▼▼▼

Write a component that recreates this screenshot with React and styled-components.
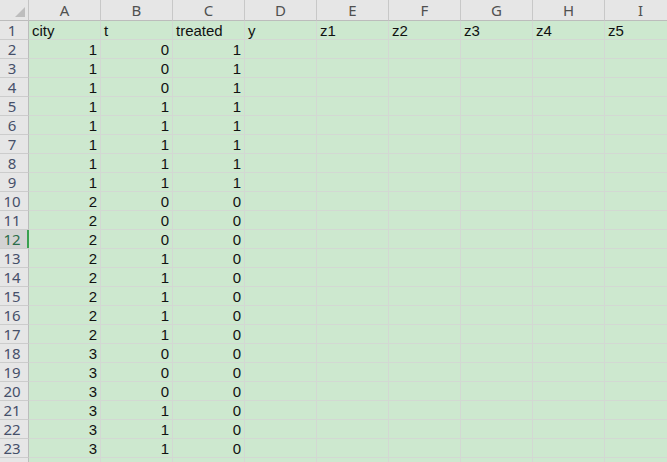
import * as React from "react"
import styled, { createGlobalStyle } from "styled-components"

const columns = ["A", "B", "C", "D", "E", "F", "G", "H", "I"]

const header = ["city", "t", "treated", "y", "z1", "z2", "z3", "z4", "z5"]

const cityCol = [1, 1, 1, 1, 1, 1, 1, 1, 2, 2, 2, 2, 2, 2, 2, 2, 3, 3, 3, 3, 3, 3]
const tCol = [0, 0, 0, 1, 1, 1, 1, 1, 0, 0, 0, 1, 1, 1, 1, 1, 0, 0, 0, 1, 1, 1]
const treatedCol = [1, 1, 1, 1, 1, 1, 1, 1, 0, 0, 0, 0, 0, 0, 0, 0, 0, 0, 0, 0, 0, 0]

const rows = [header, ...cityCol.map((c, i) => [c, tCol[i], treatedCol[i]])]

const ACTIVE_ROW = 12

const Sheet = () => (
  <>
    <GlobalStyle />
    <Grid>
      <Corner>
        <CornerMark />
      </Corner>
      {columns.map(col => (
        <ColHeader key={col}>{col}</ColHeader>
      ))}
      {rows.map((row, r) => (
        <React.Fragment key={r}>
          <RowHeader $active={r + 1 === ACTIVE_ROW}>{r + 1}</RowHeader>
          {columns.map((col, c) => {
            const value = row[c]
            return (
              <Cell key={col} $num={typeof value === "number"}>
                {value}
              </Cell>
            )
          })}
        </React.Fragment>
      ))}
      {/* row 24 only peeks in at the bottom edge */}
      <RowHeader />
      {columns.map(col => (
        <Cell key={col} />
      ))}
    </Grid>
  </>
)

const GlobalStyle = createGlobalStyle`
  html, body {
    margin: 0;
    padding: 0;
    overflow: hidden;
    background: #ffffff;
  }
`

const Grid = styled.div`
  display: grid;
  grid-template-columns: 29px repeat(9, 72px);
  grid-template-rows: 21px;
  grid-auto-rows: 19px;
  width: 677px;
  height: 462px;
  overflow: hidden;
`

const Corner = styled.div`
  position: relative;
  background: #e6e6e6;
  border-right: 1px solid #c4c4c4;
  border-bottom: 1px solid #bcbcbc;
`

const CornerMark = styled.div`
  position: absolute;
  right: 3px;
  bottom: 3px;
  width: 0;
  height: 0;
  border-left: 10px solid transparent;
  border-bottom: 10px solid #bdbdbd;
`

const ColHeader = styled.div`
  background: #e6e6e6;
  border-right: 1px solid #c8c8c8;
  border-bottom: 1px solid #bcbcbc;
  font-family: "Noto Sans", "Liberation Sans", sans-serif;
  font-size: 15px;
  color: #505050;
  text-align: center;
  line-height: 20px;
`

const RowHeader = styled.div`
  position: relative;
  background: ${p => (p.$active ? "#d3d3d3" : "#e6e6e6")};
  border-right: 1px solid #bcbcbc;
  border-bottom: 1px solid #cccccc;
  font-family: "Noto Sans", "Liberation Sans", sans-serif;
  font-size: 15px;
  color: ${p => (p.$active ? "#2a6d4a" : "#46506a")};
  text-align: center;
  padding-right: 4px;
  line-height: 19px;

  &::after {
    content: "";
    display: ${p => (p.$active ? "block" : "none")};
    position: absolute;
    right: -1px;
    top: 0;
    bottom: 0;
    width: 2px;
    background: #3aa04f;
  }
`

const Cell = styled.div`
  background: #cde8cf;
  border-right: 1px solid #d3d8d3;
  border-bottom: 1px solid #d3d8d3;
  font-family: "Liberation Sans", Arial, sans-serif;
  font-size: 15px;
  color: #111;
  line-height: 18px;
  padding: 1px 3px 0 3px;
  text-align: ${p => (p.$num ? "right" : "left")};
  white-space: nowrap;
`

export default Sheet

▲▲▲

◆ **What to produce**: Return exactly what appears from the opening line of the material through the line with "const ACTIVE_ROW = 12", apart from the pictures.

◆ **Problem solution**:
Write a component that recreates this screenshot with React and styled-components.
import * as React from "react"
import styled, { createGlobalStyle } from "styled-components"

const columns = ["A", "B", "C", "D", "E", "F", "G", "H", "I"]

const header = ["city", "t", "treated", "y", "z1", "z2", "z3", "z4", "z5"]

const cityCol = [1, 1, 1, 1, 1, 1, 1, 1, 2, 2, 2, 2, 2, 2, 2, 2, 3, 3, 3, 3, 3, 3]
const tCol = [0, 0, 0, 1, 1, 1, 1, 1, 0, 0, 0, 1, 1, 1, 1, 1, 0, 0, 0, 1, 1, 1]
const treatedCol = [1, 1, 1, 1, 1, 1, 1, 1, 0, 0, 0, 0, 0, 0, 0, 0, 0, 0, 0, 0, 0, 0]

const rows = [header, ...cityCol.map((c, i) => [c, tCol[i], treatedCol[i]])]

const ACTIVE_ROW = 12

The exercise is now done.